What we don't know
When the original authors of the Moratorium created what is now regarded as one of the greatest achievements of conservation, the intent was that we would have time to see what was happening with whales, without the pressure of whaling.
Putting aside the fact that some countries don’t like agreeing to such international rules, (Iceland, Norway and Japan), the idea was that we knew so little about whales and their lives, it would allow us a breathing space in which to be able to get to know the social structures and intricacies of these remarkable creatures lives much better. It was not all meant to be about counting them better.
Work just published in the Behavioral Ecology and Sociobiology shows that female humpback whales develop friendships.
Dr Christian Ramp, one of the authors, speculates that humpback whales associating with one another may have made it easier for them to be caught in the past by commercial whalers. If that did occur, it would also mean that whaling may have removed social groups of humpbacks, and their preference to form friendships with other whales. "Maybe the social traits are re-evolving due to rebounding populations, or they are completely different to the ones before, due to changes in the environment." Ramp postulates.
This is the kind of thing that the Moratorium was meant for us to be able to find out, but we have been constrained from finding more because there has never been a true pause in whaling.
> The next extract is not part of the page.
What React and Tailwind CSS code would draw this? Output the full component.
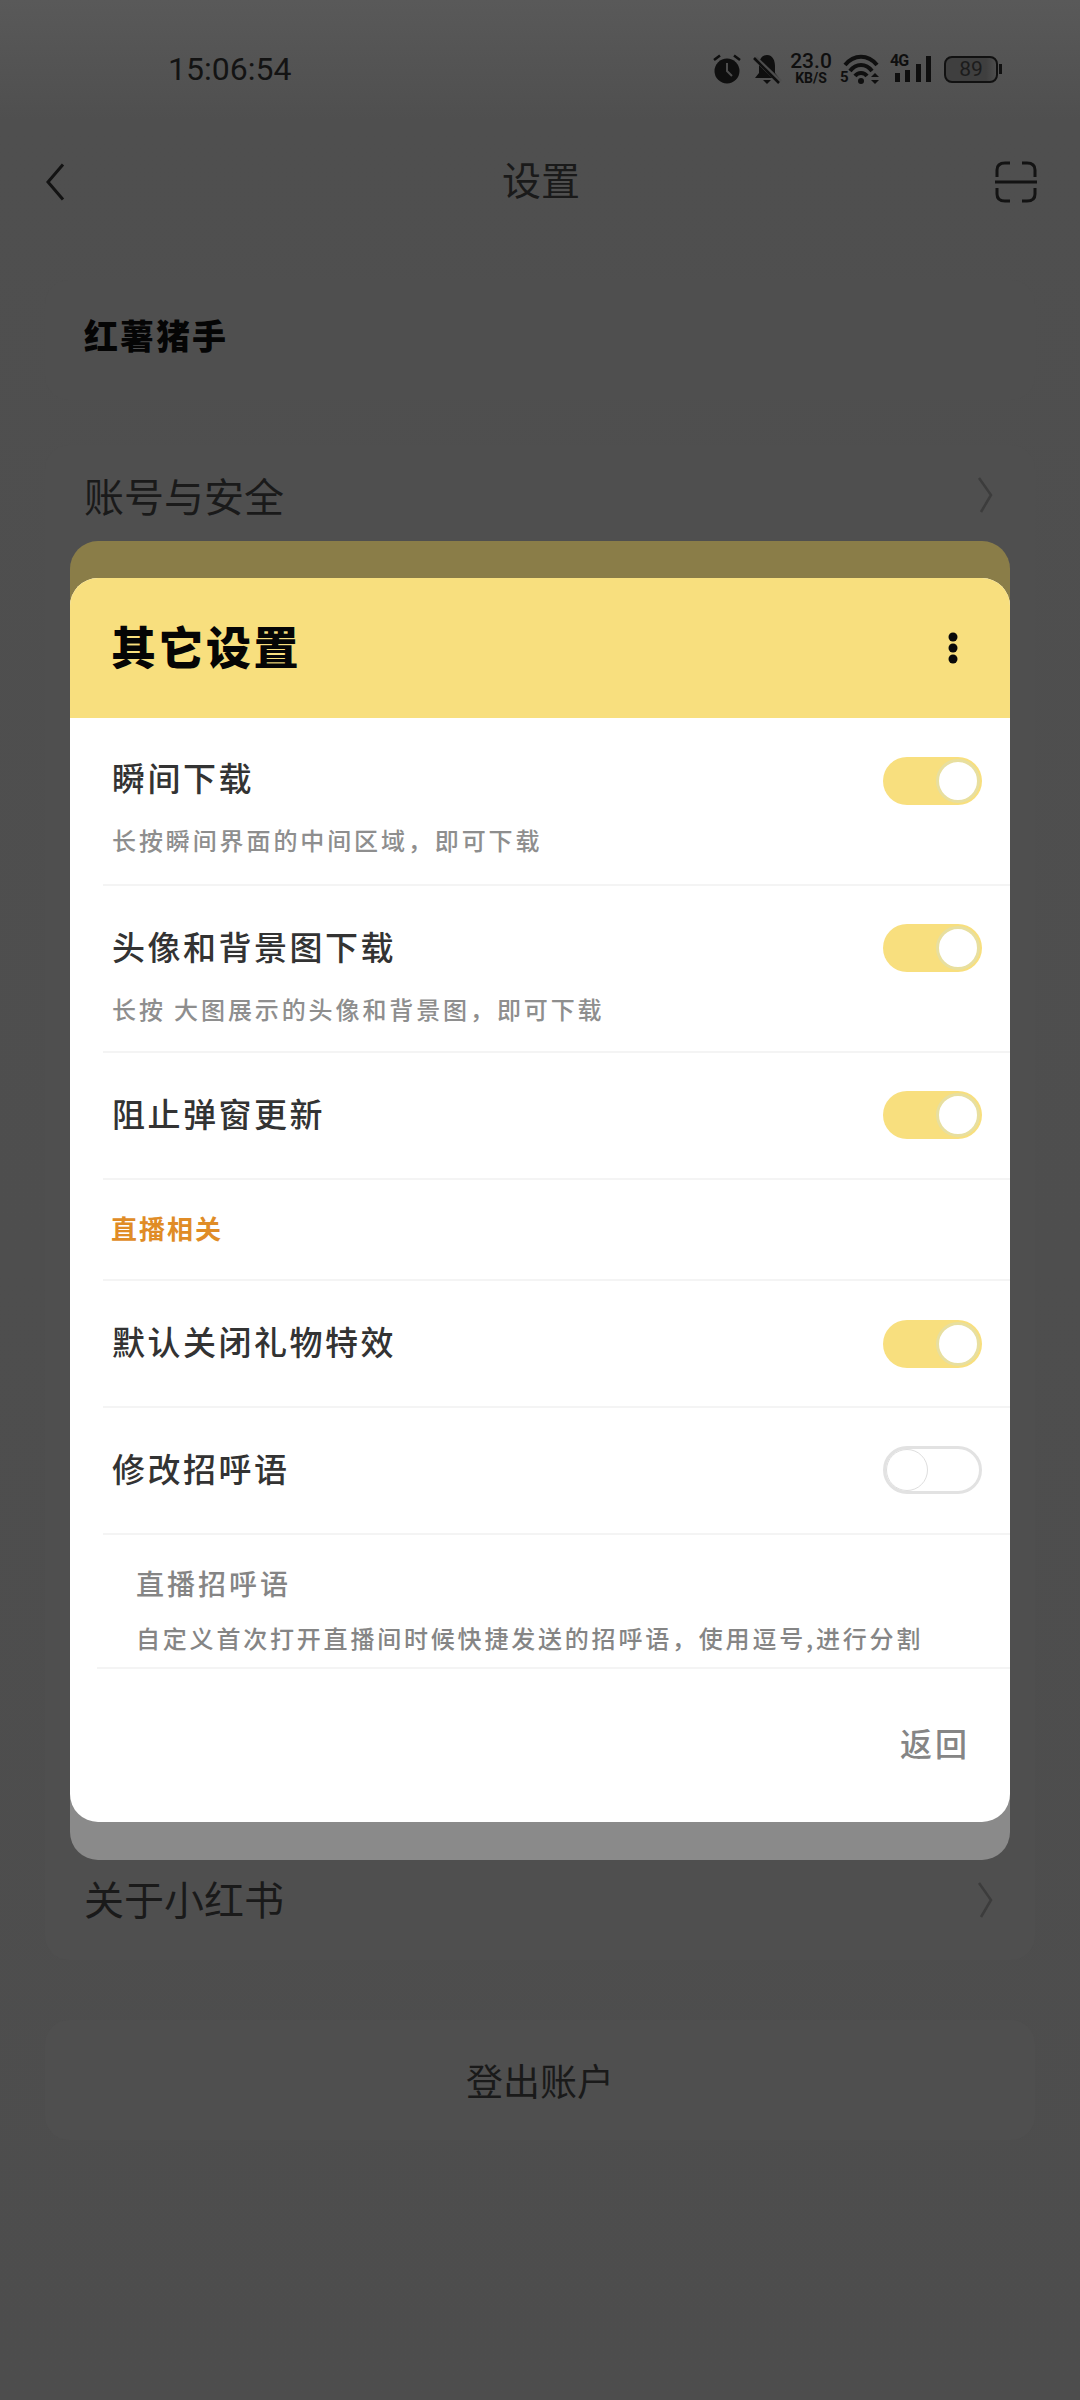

Japan and Greenland want to hunt humpbacks, yet this emergent evidence of social bonding should make us all stop and think carefully about such hunts. Not only does it reveal something about the complexities of cetacean life, but if this behavour has been rarely observed, maybe it’s telling us something about how long it takes whales to recover from previous hunting. And not just recover in numbers, but recovery in terms of their social learning and cultures. The wiping out of whole social groups may have had as dramatic effect as wiping out whole genetic groupings.
The legacy of previous whaling is still with us and may have been more dramatic than we first envisaged.